Ah le chemin de Georgeville si beau…. mais si dangereux. Mais il n’est pas important! On peut repousser un peu avant de s’en occuper. On doit focuser sur le centre-ville, le cœur de la ville. Il faut se dépêcher pour que les touristes puissent en profiter, le rendre accessible, après tout c’est là que l’argent se brasse. Pour les plus petites routes, on va attendre un peu et se croiser les doigts pour que rien de grave n’arrive.

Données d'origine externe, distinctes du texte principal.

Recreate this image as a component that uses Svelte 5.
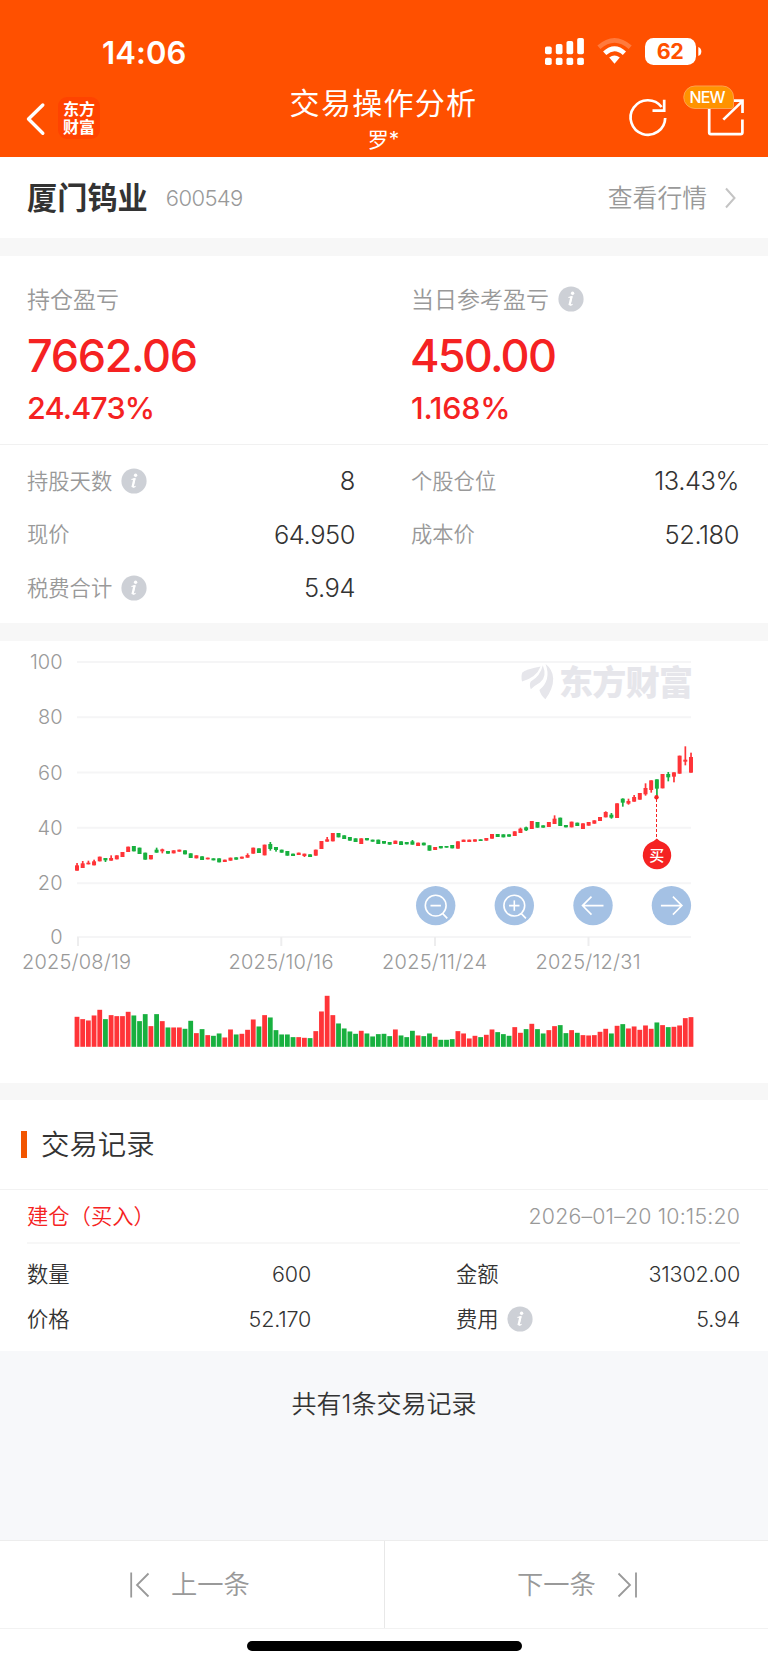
<script>
  // Each day: [direction, volume height, body top, body bottom, wick top, wick bottom]
  // Vertical values are in thirds of a pixel measured from the chart's top edge.
  const days = [
    ['r', 90, 676, 692, 669], ['r', 83, 670, 684, 663], ['r', 79, 668, 673, 662], ['r', 94, 664, 676, 659], ['r', 111, 650, 664],
    ['g', 83, 654, 661, 654, 666], ['r', 95, 654, 662, 646], ['r', 92, 646, 658], ['r', 92, 636, 651], ['r', 105, 620, 636],
    ['g', 94, 618, 634], ['g', 77, 623, 642], ['g', 98, 638, 659], ['r', 62, 645, 658], ['g', 98, 629, 638, 623],
    ['r', 77, 628, 634, 626, 640], ['g', 58, 633, 641], ['r', 58, 631, 640], ['r', 58, 629, 635], ['g', 54, 631, 643],
    ['g', 78, 640, 654], ['r', 41, 646, 655], ['g', 53, 649, 660], ['r', 35, 653, 658], ['g', 33, 655, 661],
    ['g', 40, 655, 667], ['r', 28, 659, 666], ['r', 52, 653, 662], ['g', 37, 652, 659], ['r', 39, 650, 656],
    ['r', 51, 645, 653, 640], ['r', 82, 623, 641], ['g', 61, 625, 639], ['r', 95, 614, 646], ['g', 88, 612, 627, 606, 632],
    ['g', 50, 621, 630, 621, 635], ['g', 37, 629, 638], ['g', 37, 633, 647], ['g', 29, 641, 648], ['r', 29, 638, 645],
    ['r', 27, 641, 648, 641, 651], ['g', 26, 643, 651], ['r', 47, 629, 647], ['r', 106, 603, 627], ['r', 153, 598, 605, 591],
    ['r', 95, 579, 604], ['g', 70, 579, 592], ['g', 55, 586, 597], ['g', 46, 591, 602], ['g', 39, 595, 606],
    ['r', 48, 595, 612], ['g', 40, 594, 601], ['g', 31, 599, 605], ['g', 38, 599, 612], ['g', 39, 603, 611],
    ['g', 32, 606, 614], ['r', 52, 602, 612], ['g', 34, 604, 615], ['g', 29, 606, 613], ['g', 48, 604, 614, 600],
    ['r', 34, 608, 618], ['g', 32, 608, 616], ['g', 40, 616, 632], ['r', 30, 621, 630], ['g', 21, 618, 625],
    ['g', 21, 618, 623], ['g', 23, 615, 625], ['r', 47, 604, 626], ['r', 40, 599, 606], ['r', 25, 599, 606],
    ['r', 33, 598, 605], ['g', 29, 598, 603], ['r', 36, 594, 602], ['r', 52, 582, 596], ['g', 44, 582, 591],
    ['g', 38, 583, 592], ['g', 33, 583, 590], ['r', 59, 574, 588], ['r', 42, 566, 579, 563], ['g', 53, 562, 571, 560, 573],
    ['r', 69, 543, 567], ['g', 53, 546, 563], ['g', 40, 556, 563], ['r', 50, 546, 561], ['r', 62, 536, 552, 526],
    ['g', 65, 533, 558], ['g', 41, 555, 562], ['r', 50, 545, 562], ['g', 42, 548, 558], ['r', 35, 550, 567],
    ['r', 34, 546, 557], ['r', 35, 541, 551], ['r', 45, 531, 543], ['r', 54, 516, 532, 514], ['g', 40, 524, 533, 519, 536],
    ['r', 63, 490, 534], ['g', 68, 476, 488, 475, 500], ['r', 55, 483, 491, 476, 494], ['r', 61, 471, 485, 465], ['r', 51, 459, 479],
    ['r', 64, 444, 463, 430, 467], ['r', 54, 421, 450, 421, 458], ['g', 73, 418, 446, 418, 470], ['r', 65, 402, 445],
    ['g', 59, 402, 412, 396, 424], ['r', 60, 397, 410, 397, 427], ['r', 64, 347, 401], ['r', 86, 359, 365, 319, 376], ['r', 89, 351, 398, 338],
  ];
  const ink = { r: '#ff3438', g: '#18b03f' };
  const bars = days.map(([dir, vol, top, bottom, high = top, low = bottom], i) => ({
    x: 77 + i * 5.685, fill: ink[dir], vol: vol / 3,
    top: top / 3, h: (bottom - top) / 3, high: high / 3, hh: (low - high) / 3,
  }));
  const grid = [['100', 22], ['80', 77.3], ['60', 132.6], ['40', 187.7], ['20', 243.2], ['0', 297]];
  const dates = [['2025/08/19', 78, 76.5, 109], ['2025/10/16', 281.3, 281, 105], ['2025/11/24', 435, 434.6, 105], ['2025/12/31', 588.5, 588, 105]];
  const tools = [['minus', 435.7], ['plus', 514.3], ['left', 593], ['right', 671.4]];
  const stats = [
    ['持股天数', '8', true], ['个股仓位', '13.43%', false],
    ['现价', '64.950', false], ['成本价', '52.180', false],
    ['税费合计', '5.94', true],
  ];
  const record = [
    ['数量', '600', false], ['金额', '31302.00', false],
    ['价格', '52.170', false], ['费用', '5.94', true],
  ];
</script>

{#snippet info()}
  <svg class="info" width="26" height="26" viewBox="0 0 26 26">
    <circle cx="13" cy="13" r="12.6" fill="#cdd0d6" />
    <circle cx="14.6" cy="7.2" r="1.7" fill="#fff" />
    <path d="M10.4 11.6 Q12.2 11 14 10.6 L12 18.6 Q12 19.8 14.6 18.2" fill="none" stroke="#fff" stroke-width="1.1" />
    <path d="M13.5 10.6 L11.5 19.2" stroke="#fff" stroke-width="2.2" />
  </svg>
{/snippet}

<div class="app">
  <header>
    <div class="status">
      <span class="time">14:06</span>
      <svg class="signals" width="160" height="30" viewBox="0 0 160 30" fill="#fff">
        <rect x="1" y="9.5" width="6.7" height="7.8" rx="1.8" /><rect x="11.8" y="7" width="6.7" height="10.3" rx="1.8" />
        <rect x="22.5" y="4" width="6.7" height="13.3" rx="1.8" /><rect x="33.2" y="1" width="6.7" height="16.3" rx="1.8" />
        <rect x="1" y="20.7" width="6.7" height="7.4" rx="1.8" /><rect x="11.8" y="20.7" width="6.7" height="7.4" rx="1.8" />
        <rect x="22.5" y="20.7" width="6.7" height="7.4" rx="1.8" /><rect x="33.2" y="20.7" width="6.7" height="7.4" rx="1.8" />
        <path d="M54.9 10.2 Q70.5 -3.6 86.2 10.2" fill="none" stroke="#ff7a3d" stroke-width="4.6" />
        <path d="M60.7 16.3 Q70.5 7.4 80.4 16.3" fill="none" stroke="#fff" stroke-width="4.8" />
        <path d="M65.2 20.6 Q70.5 16.6 75.8 20.6 L70.5 26.8 Z" />
        <rect x="101" y="1" width="51" height="27" rx="8.5" />
        <path d="M154.3 10 Q157.3 11 157.3 14.5 T154.3 19 Z" />
        <text x="126.3" y="22.3" text-anchor="middle" class="charge" textLength="27">62</text>
      </svg>
    </div>
    <div class="bar">
      <svg class="back" width="22" height="36" viewBox="0 0 22 36"><path d="M16.8 4 L2.5 18 L16.8 32.2" fill="none" stroke="#fff" stroke-width="3.4" stroke-linejoin="round" stroke-linecap="round" /></svg>
      <div class="brand"><span>东方</span><span>财富</span></div>
      <div class="heading"><h1>交易操作分析</h1><p>罗*</p></div>
      <svg class="actions" width="126" height="60" viewBox="0 0 126 60" fill="none" stroke="#fff" stroke-width="2.7">
        <path d="M42.2 34 A17.3 17.3 0 1 1 38.6 23" />
        <path d="M29.5 26.7 H41.2 V15.8" />
        <path d="M86.2 22 V48.5 Q86.2 50.2 87.9 50.2 H117.7 Q119.4 50.2 119.4 48.5 V35.5" />
        <path d="M106 16.7 H119.5 V29" /><path d="M100.3 35.6 L119 17.6" />
        <path d="M72 2 H99.5 A11 11 0 0 1 110.5 13 V22 Q110.5 24.5 108 24.5 H72 A11.25 11.25 0 0 1 72 2 Z" fill="#ff9300" stroke="#ff9f4d" stroke-width="1" />
        <text x="84.6" y="19.4" class="new" text-anchor="middle" textLength="36">NEW</text>
      </svg>
    </div>
  </header>

  <section class="stock">
    <h2>厦门钨业</h2><span class="code">600549</span>
    <span class="quote">查看行情</span>
    <svg width="14" height="24" viewBox="0 0 14 24"><path d="M3 2.5 L11.5 12 L3 21.5" fill="none" stroke="#c4c4c4" stroke-width="2" /></svg>
  </section>

  <section class="profit">
    <div><p>持仓盈亏</p><strong>7662.06</strong><b>24.473%</b></div>
    <div><p>当日参考盈亏{@render info()}</p><strong class="day">450.00</strong><b class="dayrate">1.168%</b></div>
  </section>

  <section class="stats">
    {#each stats as [label, value, hint]}
      <div class="pair"><span>{label}{#if hint}{@render info()}{/if}</span><em>{value}</em></div>
    {/each}
  </section>

  <section class="chart">
    <svg width="768" height="442" viewBox="0 1 768 442">
      {#each grid as [label, y]}
        <path d="M77 {y} H691" stroke="#f5f5f6" stroke-width="2" />
        <text x="62.5" y={y + 7} class="axis" text-anchor="end">{label}</text>
      {/each}
      {#each dates as [label, x, center, len]}
        <path d="M{x} 297 V306" stroke="#ededee" stroke-width="2" />
        <text x={center} y="329" class="axis" text-anchor="middle" textLength={len}>{label}</text>
      {/each}
      <g fill="#e6e6eb">
        <path d="M522 41.6 Q520.8 35 522.5 32.5 Q525 29.6 540.6 26.6 Q536.5 37.5 522 41.6 Z" />
        <path d="M530.8 49.3 Q529 44.5 530.8 41.5 Q540.5 36 542.8 25.3 Q547.5 37 540 42.5 Q534 46 530.8 49.3 Z" />
        <path d="M545.6 24 Q552.8 29.5 553.2 38.5 Q553.3 48.5 545.4 59.3 Q540.5 55 539.4 50 Q551.5 40 545.6 24 Z" />
        <text x="559" y="54.7" class="mark" textLength="134">东方财富</text>
      </g>
      {#each bars as b}
        <rect x={b.x - 2} y={b.top} width="4" height={b.h} fill={b.fill} />
        <rect x={b.x - 0.8} y={b.high} width="1.7" height={b.hh} fill={b.fill} />
        <rect x={b.x - 2.4} y={406.8 - b.vol} width="4.8" height={b.vol} fill={b.fill} />
      {/each}
      <path d="M656.5 159 V200" stroke="#f52222" stroke-width="1" stroke-dasharray="3 2" />
      <circle cx="656.5" cy="157.3" r="2.2" fill="#f52222" />
      <path d="M656.8 198.5 Q659.5 201.5 664 202.7 A14.2 14.2 0 1 1 650 202.7 Q654 201.5 656.8 198.5 Z" fill="#f52222" />
      <text x="656.7" y="220.6" class="buy" text-anchor="middle">买</text>
      {#each tools as [kind, x]}
        <g transform="translate({x} 265.6)" fill="none" stroke="#fff" stroke-width="1.6">
          <circle r="19.7" fill="#a4c1e4" stroke="none" />
          {#if kind === 'minus' || kind === 'plus'}
            <circle r="10.4" /><path d="M-5.2 0 H5.2 M6.8 7.8 L11.6 12.8" />
            {#if kind === 'plus'}<path d="M0 -5.2 V5.2" />{/if}
          {:else if kind === 'left'}
            <path d="M10.5 0 H-10 M-1.5 -9 L-10.5 0 L-1.5 9" />
          {:else}
            <path d="M-10.5 0 H10 M1.5 -9 L10.5 0 L1.5 9" />
          {/if}
        </g>
      {/each}
    </svg>
  </section>

  <section class="title"><i></i><h3>交易记录</h3></section>
  <section class="record">
    <div class="trade"><span>建仓（买入）</span><time>2026–01–20 10:15:20</time></div>
    <div class="fields">
      {#each record as [label, value, hint]}
        <div class="pair"><span>{label}{#if hint}{@render info()}{/if}</span><em>{value}</em></div>
      {/each}
    </div>
  </section>

  <div class="summary">共有1条交易记录</div>

  <nav>
    <button>
      <svg width="22" height="28" viewBox="0 0 22 28"><path d="M2.2 1.5 V26.5 M19.5 2.5 L8 14 L19.5 25.5" fill="none" stroke="#999" stroke-width="1.8" /></svg>
      <span>上一条</span>
    </button>
    <button class="next">
      <span>下一条</span>
      <svg width="22" height="28" viewBox="0 0 22 28"><path d="M20 1.5 V26.5 M2.5 2.5 L14 14 L2.5 25.5" fill="none" stroke="#999" stroke-width="1.8" /></svg>
    </button>
  </nav>
  <div class="home"><i></i></div>
</div>

<style>
  :global(body) { margin: 0; background: #fff; }
  .app { width: 768px; height: 1665px; display: flex; flex-direction: column; overflow: hidden; background: #f7f7f7; color: #333; font-family: Inter, "Noto Sans CJK SC", sans-serif; font-weight: 350; line-height: 1; white-space: nowrap; }
  .app * { box-sizing: border-box; flex-shrink: 0; }
  h1, h2, h3, p { margin: 0; font-weight: inherit; }
  em, i { font-style: normal; }
  svg { display: block; }

  header { height: 157px; background: #ff5000; color: #fff; }
  .status { height: 84px; padding: 37px 64px 0 102px; display: flex; justify-content: space-between; }
  .time { font-size: 31px; font-weight: 600; letter-spacing: 0.1px; }
  .charge { font-size: 21.5px; font-weight: 700; fill: #ff5000; }
  .bar { height: 73px; display: grid; grid-template-columns: 32px 42px 1fr 126px; padding: 0 19px 0 26px; }
  .back { margin-top: 17px; }
  .brand { width: 42px; height: 42px; margin-top: 13px; border-radius: 9px; background: #ff4300; display: flex; flex-direction: column; align-items: center; justify-content: center; gap: 2px; font-size: 16px; font-weight: 700; }
  .heading { padding: 4px 0 0 44px; text-align: center; }
  .heading h1 { font-size: 30px; letter-spacing: 1.3px; font-weight: 400; }
  .heading p { margin-top: 11px; font-size: 21px; font-weight: 400; }
  .new { font-size: 16px; font-weight: 500; fill: #fff; stroke: none; }

  .stock { height: 81px; padding: 0 31px 0 27px; display: flex; align-items: center; background: #fff; color: #999; }
  .stock h2 { padding-top: 2px; font-size: 30.2px; font-weight: 600; color: #333; }
  .code { margin-left: 18px; font-size: 22px; letter-spacing: -0.6px; }
  .quote { margin: 0 16px 0 auto; padding-top: 1px; font-size: 24.8px; }

  .profit { height: 189px; margin-top: 18px; padding: 28px 27px 0; background: #fff; display: grid; grid-template-columns: 384px 1fr; border-bottom: 1px solid #f1f1f1; }
  .profit p { height: 32px; display: flex; align-items: center; color: #999; font-size: 23px; }
  .profit p .info { margin-bottom: 2px; }
  .profit strong, .profit b { display: block; color: #f52222; font-weight: 500; }
  .profit strong { margin-top: 17px; font-size: 45px; letter-spacing: -1.35px; }
  .profit .day { margin-left: -1px; letter-spacing: -1.75px; }
  .profit b { margin-top: 15px; font-size: 30.5px; letter-spacing: -0.8px; }
  .profit .dayrate { letter-spacing: -0.2px; }
  .info { margin-left: 9px; }

  .stats { height: 178px; padding: 9px 29px 0 27px; background: #fff; display: grid; grid-template-columns: 328px 328px; column-gap: 56px; grid-auto-rows: 53.6px; align-content: start; }
  .pair { display: flex; align-items: center; justify-content: space-between; }
  .pair span { display: flex; align-items: center; padding-top: 1px; color: #999; font-size: 21.3px; }
  .pair em { font-size: 25.5px; letter-spacing: -0.45px; }

  .chart { height: 442px; margin-top: 18px; background: #fff; }
  .axis { font-size: 20px; font-weight: 350; fill: #999; }
  .mark { font-size: 34px; font-weight: 900; }
  .buy { font-size: 15px; font-weight: 500; fill: #fff; }

  .title { height: 90px; margin-top: 17px; padding-left: 21px; display: flex; align-items: center; background: #fff; border-bottom: 1px solid #f2f2f2; }
  .title i { width: 6px; height: 27px; background: #f25500; }
  .title h3 { margin-left: 14px; padding-top: 1px; font-size: 28.4px; }
  .record { height: 161px; padding: 0 28px 0 27px; background: #fff; }
  .trade { height: 54px; padding-top: 1px; display: flex; align-items: center; justify-content: space-between; border-bottom: 2px solid #f7f7f7; font-size: 21.3px; }
  .trade span { color: #f52222; }
  .trade time { color: #999; letter-spacing: 0.18px; }
  .fields { padding-top: 8px; display: grid; grid-template-columns: 284px 284px; justify-content: space-between; grid-auto-rows: 45px; }
  .fields .pair span { color: #333; padding-top: 0; }
  .fields .pair em { font-size: 21.5px; letter-spacing: -0.2px; }
  .fields .info { margin: 0 0 1px 8px; }

  .summary { height: 189px; padding-top: 41px; text-align: center; background: #f7f8fa; font-size: 25px; }
  nav { height: 89px; display: grid; grid-template-columns: 384px 384px; background: #fff; border-top: 1px solid #ededed; border-bottom: 1px solid #f2f2f2; }
  nav button { display: flex; align-items: center; gap: 20px; padding: 0 0 0 129px; border: 0; background: none; color: #999; font: inherit; font-size: 26.3px; }
  nav button span { padding-top: 2px; }
  nav .next { padding-left: 132px; border-left: 1px solid #e8e8e8; }
  .home { flex: 1 0 0; padding-top: 12px; background: #fff; }
  .home i { display: block; width: 275px; height: 10px; margin: 0 auto; border-radius: 5px; background: #000; }
</style>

En parlant de choses graves, j’envoie mes sympathies à la famille de la personne décédée sur le chemin Fitch Bay, ce week-end, un autre beau chemin de notre belle région. Au même moment, en fin de semaine, ma petite chienne Lilly c’est fait rentrer par un camion trop pressé. Vous n’en avez pas entendu? Ben non, c’est juste un chiot qui jouait à la balle avec des enfants et qui a eu un moment d’égarement. Le conducteur n’a pas eu le temps de freiner, il a vu à la dernière minute à l’orée d’une cote dans une zone de 80. Mais qui lui en voudra? C’était juste un chien.
De toute façon dans cette côte personne n’aurait pu l’éviter en roulant à 80 km/h. On n’aurait pas non plus évité un cycliste qui tombe dans une crevasse, un joggeur qui attache son soulier ou un automobiliste qui change sa roue.

Mais qu’attendez-vous pour faire quelques choses? Ça va prendre l’enfant d’un ministre? Une personne millionnaire? Ne restez pas les doigts croisés trop longtemps, un accident est si vite arrivé. N’attendez pas que vos doigts restent figés tout comme le cadavre de mon petit chiot innocent. Faites quelque chose pour le chemin de Georgeville. Baissez la limite de vitesse. Mais bon, je comprends que baisser les limites pourrait engendrer de la grogne des électeurs et ça ne serait pas bon pour les autorités au pouvoir.
Je t’aime Lilly, je ne t’oublierai jamais.